In September, Antwerp Bishop Johan Bonny told Belgian broadcaster VRT that the Belgian bishops had asked the Vatican for years, in writing and in person, to defrock Vangheluwe but got no response. In its statement, the Vatican embassy said that after Vangheluwe's defense was heard, the Dicastery for the Doctrine of the Faith presented the case to Francis on March 8. Three days later, it said, Francis decided to accept the recommendation that Vangheluwe be laicized.

It is the harshest punishment that the Vatican can hand down, but it just means that Vangheluwe is now a layman and cannot present himself as a priest. He asked to be allowed to live in a retreat house "without any contact with the world" to dedicate himself to prayer and penitence, the statement said. Lieve Halsberghe, a Belgian advocate for abuse survivors, said the belated laicization brought no justice to Vangheluwe's victims and was a mere "PR stunt" ahead of Francis' visit later this year to Leuven, where the pope is to commemorate the 600th anniversary of Belgium's Catholic university.

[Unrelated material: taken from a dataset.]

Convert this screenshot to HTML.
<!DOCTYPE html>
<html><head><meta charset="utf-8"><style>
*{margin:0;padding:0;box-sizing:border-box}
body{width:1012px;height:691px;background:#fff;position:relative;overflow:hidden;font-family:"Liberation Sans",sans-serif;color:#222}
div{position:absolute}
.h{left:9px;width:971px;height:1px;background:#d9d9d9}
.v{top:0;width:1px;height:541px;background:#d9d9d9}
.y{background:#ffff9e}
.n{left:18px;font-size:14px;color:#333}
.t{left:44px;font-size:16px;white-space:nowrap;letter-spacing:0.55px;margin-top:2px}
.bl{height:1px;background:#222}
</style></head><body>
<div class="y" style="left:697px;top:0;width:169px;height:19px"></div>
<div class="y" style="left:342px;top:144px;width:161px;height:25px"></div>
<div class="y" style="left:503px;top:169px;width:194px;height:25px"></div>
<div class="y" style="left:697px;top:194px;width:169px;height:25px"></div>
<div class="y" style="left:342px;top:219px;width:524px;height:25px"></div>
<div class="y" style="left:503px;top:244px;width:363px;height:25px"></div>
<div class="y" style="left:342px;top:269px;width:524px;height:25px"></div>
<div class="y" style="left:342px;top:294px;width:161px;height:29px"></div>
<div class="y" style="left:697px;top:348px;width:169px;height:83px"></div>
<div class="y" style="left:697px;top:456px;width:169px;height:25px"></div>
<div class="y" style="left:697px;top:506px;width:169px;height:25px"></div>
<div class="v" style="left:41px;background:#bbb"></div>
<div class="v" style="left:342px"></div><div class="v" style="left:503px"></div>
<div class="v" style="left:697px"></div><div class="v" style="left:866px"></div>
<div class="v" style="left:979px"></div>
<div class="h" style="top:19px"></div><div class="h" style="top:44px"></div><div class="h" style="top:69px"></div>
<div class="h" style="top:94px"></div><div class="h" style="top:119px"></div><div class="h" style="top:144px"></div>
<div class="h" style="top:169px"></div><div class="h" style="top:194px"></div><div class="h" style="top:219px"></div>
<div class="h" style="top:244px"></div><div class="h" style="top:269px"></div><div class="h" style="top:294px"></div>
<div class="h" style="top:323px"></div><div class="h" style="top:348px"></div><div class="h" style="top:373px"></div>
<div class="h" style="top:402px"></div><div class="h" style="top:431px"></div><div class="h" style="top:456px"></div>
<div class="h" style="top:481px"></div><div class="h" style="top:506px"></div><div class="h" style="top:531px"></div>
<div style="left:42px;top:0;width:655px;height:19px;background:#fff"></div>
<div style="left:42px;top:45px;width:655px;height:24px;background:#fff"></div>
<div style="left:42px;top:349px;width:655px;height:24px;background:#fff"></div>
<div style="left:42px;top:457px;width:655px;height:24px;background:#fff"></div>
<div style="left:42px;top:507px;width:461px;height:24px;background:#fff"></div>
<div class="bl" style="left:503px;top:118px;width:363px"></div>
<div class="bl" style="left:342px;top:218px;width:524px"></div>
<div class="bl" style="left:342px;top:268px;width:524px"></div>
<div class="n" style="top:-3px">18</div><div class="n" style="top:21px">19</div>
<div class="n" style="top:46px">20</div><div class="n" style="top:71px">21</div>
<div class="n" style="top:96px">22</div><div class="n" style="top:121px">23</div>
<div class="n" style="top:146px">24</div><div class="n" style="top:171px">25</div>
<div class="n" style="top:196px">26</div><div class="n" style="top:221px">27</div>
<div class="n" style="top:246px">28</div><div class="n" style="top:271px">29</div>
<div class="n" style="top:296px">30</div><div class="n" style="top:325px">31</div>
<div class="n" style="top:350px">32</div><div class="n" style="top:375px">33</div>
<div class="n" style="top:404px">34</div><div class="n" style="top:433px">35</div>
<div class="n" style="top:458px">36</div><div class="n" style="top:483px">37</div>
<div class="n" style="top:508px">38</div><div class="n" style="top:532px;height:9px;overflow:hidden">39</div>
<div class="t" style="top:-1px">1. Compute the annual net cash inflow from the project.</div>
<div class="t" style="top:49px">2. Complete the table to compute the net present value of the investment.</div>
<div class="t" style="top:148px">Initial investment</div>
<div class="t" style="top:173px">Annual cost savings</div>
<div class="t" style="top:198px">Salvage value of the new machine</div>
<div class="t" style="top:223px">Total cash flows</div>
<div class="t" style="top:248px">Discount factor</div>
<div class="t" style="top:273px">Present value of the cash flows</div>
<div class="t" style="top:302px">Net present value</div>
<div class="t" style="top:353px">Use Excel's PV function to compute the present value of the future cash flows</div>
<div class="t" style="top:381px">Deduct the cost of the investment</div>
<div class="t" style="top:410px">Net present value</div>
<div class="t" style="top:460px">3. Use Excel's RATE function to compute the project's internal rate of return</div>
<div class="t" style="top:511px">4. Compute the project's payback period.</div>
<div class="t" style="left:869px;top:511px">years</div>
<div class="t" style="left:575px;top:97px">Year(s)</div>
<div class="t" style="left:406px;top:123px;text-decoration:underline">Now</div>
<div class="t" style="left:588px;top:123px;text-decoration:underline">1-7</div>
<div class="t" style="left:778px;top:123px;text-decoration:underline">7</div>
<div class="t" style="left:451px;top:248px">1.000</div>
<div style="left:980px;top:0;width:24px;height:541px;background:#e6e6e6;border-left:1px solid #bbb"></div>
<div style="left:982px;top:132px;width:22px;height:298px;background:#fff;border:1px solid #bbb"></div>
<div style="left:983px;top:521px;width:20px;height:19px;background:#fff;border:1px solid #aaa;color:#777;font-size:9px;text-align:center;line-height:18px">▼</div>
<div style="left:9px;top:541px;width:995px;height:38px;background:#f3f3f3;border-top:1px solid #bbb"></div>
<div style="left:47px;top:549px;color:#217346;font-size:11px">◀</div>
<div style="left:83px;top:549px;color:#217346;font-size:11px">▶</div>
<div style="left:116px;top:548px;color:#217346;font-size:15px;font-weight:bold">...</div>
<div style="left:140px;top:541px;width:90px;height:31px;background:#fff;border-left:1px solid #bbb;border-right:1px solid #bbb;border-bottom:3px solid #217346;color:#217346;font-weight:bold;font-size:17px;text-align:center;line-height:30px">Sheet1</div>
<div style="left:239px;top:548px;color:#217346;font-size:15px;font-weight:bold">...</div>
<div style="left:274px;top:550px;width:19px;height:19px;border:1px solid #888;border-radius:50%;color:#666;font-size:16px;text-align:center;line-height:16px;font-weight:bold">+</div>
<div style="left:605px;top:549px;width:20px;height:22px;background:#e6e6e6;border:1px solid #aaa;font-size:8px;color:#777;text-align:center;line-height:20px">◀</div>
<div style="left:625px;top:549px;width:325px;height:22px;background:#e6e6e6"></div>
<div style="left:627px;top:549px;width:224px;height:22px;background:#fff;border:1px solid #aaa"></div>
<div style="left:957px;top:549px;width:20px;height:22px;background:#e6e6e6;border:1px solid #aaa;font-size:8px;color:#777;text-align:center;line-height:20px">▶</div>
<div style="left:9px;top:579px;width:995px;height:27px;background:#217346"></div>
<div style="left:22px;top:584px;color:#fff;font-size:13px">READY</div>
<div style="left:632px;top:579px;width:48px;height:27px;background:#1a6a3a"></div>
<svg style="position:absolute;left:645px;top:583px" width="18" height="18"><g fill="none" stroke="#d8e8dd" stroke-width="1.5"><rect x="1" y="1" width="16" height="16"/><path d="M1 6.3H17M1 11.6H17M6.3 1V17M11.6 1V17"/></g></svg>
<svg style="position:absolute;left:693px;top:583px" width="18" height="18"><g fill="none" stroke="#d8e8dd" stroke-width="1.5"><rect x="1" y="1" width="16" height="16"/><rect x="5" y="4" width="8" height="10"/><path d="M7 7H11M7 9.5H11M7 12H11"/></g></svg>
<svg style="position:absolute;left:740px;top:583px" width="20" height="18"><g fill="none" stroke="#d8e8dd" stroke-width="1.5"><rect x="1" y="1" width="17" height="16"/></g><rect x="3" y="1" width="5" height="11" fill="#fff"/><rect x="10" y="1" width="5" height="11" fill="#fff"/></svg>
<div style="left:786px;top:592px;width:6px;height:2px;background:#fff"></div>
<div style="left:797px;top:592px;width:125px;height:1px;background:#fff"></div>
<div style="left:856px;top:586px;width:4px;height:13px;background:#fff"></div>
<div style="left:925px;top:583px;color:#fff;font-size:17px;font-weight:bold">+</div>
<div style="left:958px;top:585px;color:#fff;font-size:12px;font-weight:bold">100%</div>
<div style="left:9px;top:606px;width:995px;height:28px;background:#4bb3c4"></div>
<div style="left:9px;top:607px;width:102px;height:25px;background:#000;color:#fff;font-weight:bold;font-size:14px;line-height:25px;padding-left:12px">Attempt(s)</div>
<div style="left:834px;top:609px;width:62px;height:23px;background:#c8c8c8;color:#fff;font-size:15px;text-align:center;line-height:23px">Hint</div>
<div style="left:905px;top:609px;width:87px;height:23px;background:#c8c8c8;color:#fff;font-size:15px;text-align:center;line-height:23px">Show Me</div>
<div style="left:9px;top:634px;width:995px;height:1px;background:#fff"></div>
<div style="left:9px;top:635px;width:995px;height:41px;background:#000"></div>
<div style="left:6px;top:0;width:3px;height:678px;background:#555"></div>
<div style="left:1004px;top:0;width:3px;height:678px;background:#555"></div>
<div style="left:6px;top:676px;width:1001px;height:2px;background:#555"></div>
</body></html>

"Images of child sexual abuse were found in 2011 on the man's computer and charges were never laid, because Vangheluwe is protected in high places," Halsberghe told The Associated Press. "The gesture of the Vatican today, after 14 years of charades with letters to and from the Vatican, is no more than a PR stunt of the Vatican, pressured by the Belgian bishops."

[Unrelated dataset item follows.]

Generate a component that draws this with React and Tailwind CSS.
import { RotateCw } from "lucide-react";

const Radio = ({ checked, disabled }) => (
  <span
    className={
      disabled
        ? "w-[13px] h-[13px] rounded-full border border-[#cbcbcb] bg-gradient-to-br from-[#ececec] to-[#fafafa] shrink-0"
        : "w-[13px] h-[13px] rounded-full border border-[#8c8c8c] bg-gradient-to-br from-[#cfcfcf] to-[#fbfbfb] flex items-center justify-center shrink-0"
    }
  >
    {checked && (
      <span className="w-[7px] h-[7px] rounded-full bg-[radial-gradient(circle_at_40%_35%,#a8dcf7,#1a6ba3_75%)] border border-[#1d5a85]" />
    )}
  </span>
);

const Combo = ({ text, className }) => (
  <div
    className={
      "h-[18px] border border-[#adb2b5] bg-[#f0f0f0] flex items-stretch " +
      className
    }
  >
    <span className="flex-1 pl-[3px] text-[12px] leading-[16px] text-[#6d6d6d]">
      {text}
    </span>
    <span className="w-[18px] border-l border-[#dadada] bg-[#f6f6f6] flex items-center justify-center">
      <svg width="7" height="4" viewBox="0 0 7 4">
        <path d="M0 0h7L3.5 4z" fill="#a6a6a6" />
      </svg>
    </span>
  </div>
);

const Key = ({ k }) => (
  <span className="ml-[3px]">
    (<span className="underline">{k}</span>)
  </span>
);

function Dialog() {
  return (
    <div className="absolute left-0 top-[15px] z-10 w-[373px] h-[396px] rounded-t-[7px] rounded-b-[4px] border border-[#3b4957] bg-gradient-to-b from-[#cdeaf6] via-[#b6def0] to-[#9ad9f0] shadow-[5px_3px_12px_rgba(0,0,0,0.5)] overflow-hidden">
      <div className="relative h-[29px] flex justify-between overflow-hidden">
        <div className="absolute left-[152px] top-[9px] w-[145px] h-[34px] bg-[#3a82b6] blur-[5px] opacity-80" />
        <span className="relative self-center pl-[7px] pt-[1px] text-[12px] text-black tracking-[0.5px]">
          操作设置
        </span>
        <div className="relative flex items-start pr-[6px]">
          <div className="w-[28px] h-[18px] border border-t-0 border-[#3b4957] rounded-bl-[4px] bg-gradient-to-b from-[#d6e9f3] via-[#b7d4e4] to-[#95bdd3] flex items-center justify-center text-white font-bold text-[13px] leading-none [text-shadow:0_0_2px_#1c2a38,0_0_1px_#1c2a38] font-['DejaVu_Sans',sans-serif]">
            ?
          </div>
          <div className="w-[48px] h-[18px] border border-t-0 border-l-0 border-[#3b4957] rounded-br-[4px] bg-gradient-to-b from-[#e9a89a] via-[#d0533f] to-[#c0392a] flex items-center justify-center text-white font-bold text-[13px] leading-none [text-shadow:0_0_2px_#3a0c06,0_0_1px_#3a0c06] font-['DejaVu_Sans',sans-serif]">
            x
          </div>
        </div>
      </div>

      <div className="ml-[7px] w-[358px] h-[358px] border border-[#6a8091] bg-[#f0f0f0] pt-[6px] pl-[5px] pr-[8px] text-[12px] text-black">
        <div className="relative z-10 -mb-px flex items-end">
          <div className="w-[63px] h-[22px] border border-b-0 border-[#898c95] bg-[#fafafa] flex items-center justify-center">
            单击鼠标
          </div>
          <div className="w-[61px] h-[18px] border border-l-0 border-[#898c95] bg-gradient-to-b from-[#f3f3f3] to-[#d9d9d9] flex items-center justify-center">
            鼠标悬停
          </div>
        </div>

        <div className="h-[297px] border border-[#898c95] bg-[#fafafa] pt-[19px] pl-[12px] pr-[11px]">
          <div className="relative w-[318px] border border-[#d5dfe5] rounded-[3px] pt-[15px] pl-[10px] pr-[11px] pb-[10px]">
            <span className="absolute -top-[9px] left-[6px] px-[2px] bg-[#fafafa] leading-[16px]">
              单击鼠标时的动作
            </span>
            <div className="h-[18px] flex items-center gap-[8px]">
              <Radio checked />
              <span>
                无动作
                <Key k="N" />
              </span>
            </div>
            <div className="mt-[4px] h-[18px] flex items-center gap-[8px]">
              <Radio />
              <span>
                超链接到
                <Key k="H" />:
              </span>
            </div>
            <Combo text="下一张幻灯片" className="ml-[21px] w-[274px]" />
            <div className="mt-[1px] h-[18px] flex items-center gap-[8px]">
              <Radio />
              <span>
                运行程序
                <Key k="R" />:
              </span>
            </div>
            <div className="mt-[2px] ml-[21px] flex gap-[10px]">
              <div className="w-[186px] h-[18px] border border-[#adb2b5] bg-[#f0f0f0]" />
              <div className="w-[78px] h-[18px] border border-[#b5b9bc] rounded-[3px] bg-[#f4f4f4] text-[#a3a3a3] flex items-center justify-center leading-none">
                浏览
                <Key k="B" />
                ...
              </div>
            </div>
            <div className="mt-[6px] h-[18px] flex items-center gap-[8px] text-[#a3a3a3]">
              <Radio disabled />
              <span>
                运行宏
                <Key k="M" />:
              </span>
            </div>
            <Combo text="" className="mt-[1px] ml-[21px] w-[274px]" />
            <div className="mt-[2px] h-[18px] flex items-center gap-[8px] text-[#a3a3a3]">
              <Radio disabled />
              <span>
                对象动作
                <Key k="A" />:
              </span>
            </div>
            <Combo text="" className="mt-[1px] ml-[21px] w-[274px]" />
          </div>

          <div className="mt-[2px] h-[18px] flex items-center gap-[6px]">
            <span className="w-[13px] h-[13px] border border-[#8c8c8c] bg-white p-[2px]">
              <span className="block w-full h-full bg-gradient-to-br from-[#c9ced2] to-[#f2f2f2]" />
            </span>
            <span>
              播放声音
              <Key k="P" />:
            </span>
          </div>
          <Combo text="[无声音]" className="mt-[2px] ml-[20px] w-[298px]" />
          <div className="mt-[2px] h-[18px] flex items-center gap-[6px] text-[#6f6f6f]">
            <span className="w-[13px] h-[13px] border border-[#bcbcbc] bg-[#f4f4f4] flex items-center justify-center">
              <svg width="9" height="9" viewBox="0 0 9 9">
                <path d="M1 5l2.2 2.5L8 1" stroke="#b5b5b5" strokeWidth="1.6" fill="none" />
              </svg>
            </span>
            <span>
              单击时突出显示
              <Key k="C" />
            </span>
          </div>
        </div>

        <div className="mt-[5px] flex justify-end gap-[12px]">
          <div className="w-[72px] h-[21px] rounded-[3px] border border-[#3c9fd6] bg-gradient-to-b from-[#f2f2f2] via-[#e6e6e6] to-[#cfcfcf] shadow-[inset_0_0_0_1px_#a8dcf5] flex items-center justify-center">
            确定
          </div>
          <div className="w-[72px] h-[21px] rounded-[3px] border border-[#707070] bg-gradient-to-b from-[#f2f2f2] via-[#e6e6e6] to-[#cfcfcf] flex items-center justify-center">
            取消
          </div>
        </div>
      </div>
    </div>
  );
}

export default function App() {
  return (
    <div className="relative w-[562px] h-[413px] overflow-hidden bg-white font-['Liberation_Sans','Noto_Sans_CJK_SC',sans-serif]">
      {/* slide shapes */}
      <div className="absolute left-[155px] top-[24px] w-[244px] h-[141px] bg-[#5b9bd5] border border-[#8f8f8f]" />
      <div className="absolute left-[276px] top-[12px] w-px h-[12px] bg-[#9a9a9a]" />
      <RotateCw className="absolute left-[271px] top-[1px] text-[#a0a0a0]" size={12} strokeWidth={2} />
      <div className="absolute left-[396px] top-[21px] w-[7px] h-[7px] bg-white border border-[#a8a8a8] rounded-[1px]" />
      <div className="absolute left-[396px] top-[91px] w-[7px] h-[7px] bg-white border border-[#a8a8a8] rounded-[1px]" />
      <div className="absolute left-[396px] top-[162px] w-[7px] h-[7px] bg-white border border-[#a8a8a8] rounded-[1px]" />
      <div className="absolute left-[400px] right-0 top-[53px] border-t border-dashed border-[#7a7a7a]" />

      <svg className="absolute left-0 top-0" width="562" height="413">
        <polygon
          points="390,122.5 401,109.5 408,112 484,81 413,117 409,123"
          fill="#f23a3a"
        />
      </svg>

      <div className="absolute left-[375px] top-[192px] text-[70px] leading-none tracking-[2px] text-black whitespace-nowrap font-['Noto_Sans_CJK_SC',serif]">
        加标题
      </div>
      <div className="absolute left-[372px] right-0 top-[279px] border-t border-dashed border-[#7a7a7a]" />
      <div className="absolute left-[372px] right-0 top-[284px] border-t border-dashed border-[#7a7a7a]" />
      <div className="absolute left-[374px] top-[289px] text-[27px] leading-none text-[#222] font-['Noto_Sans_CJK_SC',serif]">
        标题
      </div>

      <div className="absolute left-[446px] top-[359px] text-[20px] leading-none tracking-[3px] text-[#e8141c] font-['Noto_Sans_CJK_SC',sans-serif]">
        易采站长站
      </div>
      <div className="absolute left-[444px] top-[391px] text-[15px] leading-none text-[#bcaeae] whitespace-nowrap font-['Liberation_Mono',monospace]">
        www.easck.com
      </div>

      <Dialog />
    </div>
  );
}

The Vangheluwe scandal proved a watershed moment for the overwhelmingly Roman Catholic nation of 11.5 million, though he was never prosecuted criminally in Belgium because his actions exceeded the statute of limitations. In the wake of the revelations, a special commission produced a report with harrowing accounts of Catholic clergy molesting hundreds of victims, some as young as 2 years old, and said the abuse led to at least 13 suicides. 

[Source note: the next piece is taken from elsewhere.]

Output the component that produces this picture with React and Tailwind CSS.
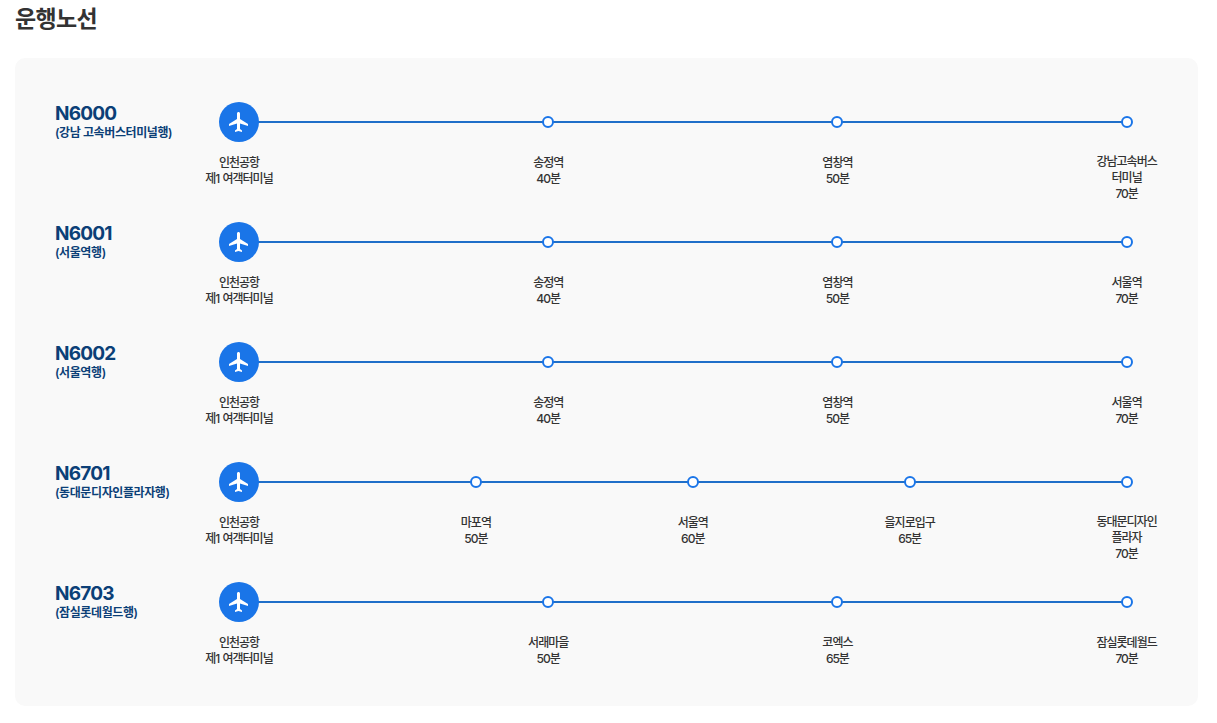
const routes = [
  {
    code: "N6000",
    dest: "(강남 고속버스터미널행)",
    stops: [
      { name: ["송정역"], time: "40분" },
      { name: ["염창역"], time: "50분" },
      { name: ["강남고속버스", "터미널"], time: "70분" },
    ],
  },
  {
    code: "N6001",
    dest: "(서울역행)",
    stops: [
      { name: ["송정역"], time: "40분" },
      { name: ["염창역"], time: "50분" },
      { name: ["서울역"], time: "70분" },
    ],
  },
  {
    code: "N6002",
    dest: "(서울역행)",
    stops: [
      { name: ["송정역"], time: "40분" },
      { name: ["염창역"], time: "50분" },
      { name: ["서울역"], time: "70분" },
    ],
  },
  {
    code: "N6701",
    dest: "(동대문디자인플라자행)",
    stops: [
      { name: ["마포역"], time: "50분" },
      { name: ["서울역"], time: "60분" },
      { name: ["을지로입구"], time: "65분" },
      { name: ["동대문디자인", "플라자"], time: "70분" },
    ],
  },
  {
    code: "N6703",
    dest: "(잠실롯데월드행)",
    stops: [
      { name: ["서래마을"], time: "50분" },
      { name: ["코엑스"], time: "65분" },
      { name: ["잠실롯데월드"], time: "70분" },
    ],
  },
];

const PlaneIcon = () => (
  <svg className="w-6 h-6 text-white" viewBox="0 0 24 24" fill="currentColor">
    <path d="M21 16v-2l-8-5V3.5c0-.83-.67-1.5-1.5-1.5S10 2.67 10 3.5V9l-8 5v2l8-2.5V19l-2 1.5V22l3.5-1 3.5 1v-1.5L13 19v-5.5l8 2.5z" />
  </svg>
);

const Label = ({ lines }) => (
  <div className="mt-[13px] text-center text-xs leading-4 font-medium tracking-[-1px] [word-spacing:1px] text-[#333333] whitespace-nowrap">
    {lines.map((line, index) => (
      <p key={index}>{line}</p>
    ))}
  </div>
);

const App = () => {
  return (
    <div
      className="bg-white pl-[15px] pr-[19px] h-[723px] overflow-hidden"
      style={{ fontFamily: "Inter, 'Noto Sans CJK KR', sans-serif" }}
    >
      <h2 className="h-[38px] mb-5 text-[23px] leading-[38px] font-bold tracking-[-0.7px] text-[#333333]">
        운행노선
      </h2>

      <div className="flex flex-col gap-5 rounded-[10px] bg-[#f9f9f9] pl-10 pr-[41.4px] pt-11 pb-[24px]">
        {routes.map((route) => (
          <div key={route.code} className="flex h-[100px]">
            <div className="w-[134px] shrink-0">
              <p className="text-[19px] leading-6 font-bold tracking-[-0.8px] text-[#0b3f77]">
                {route.code}
              </p>
              <p className="text-xs leading-[14px] font-semibold tracking-[-0.4px] text-[#0b3f77]">
                {route.dest}
              </p>
            </div>

            <div className="relative flex flex-1 justify-between">
              {/* line sits behind the stops */}
              <div className="absolute left-[50px] right-[30px] top-[19px] h-0.5 bg-[#1f6fc9]" />

              <div className="relative flex w-[100px] flex-col items-center">
                <div className="flex h-10 w-10 items-center justify-center rounded-full bg-[#1a75e8]">
                  <PlaneIcon />
                </div>
                <Label lines={["인천공항", "제1 여객터미널"]} />
              </div>

              {route.stops.map((stop) => (
                <div key={stop.time} className="relative flex w-[60px] flex-col items-center">
                  <div className="flex h-10 items-center">
                    <span className="h-3 w-3 rounded-full border-2 border-[#1a75e8] bg-white" />
                  </div>
                  <Label lines={[...stop.name, stop.time]} />
                </div>
              ))}
            </div>
          </div>
        ))}
      </div>
    </div>
  );
};

export default App;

The head of the commission said that, in reality, the abuse was even worse but many victims could still not bring themselves to talk. The scandal is by no means over: Belgium's parliament is currently holding hearings on abuse, and just this week protesters demonstrated outside the French Catholic community where Vangheluwe went to live after he retired.

"Justice kneels before the church," read a sign one of the protesters held. The Vangheluwe scandal isn't the only one that has rocked the Belgian church and laid bare its wretched legacy of abuse. In 2019, the Vatican's Caritas charity admitted that it knew for two years of pedophilia concerns about the Belgian Salesian priest, Luk Delft, who ran its operations in the Central African Republic. But Caritas only removed Delft after CNN began investigating. 

It turns out, Delft had been convicted of child sexual abuse and of possession of child pornography in 2012 by a Belgian court, but the Salesians moved him to Bangui, where CNN said it found at least two more victims. Delft was laicized and formally ousted from the Salesian order on Sept. 9, 2021, a decision that was reported to Francis on April 9, 2022, Archbishop Franco Coppola, the Vatican ambassador to Belgium, said in an email Thursday to AP.

Francis in May 2022 named Delft's former Salesian superior, the retired bishop of Ghent, Luc Van Looy, a cardinal — an honor Van Looy subsequently declined because of his poor record dealing with abuse. Van Looy was in charge of the Ghent diocese when Delft was convicted by the Ghent court of abuse in 2012.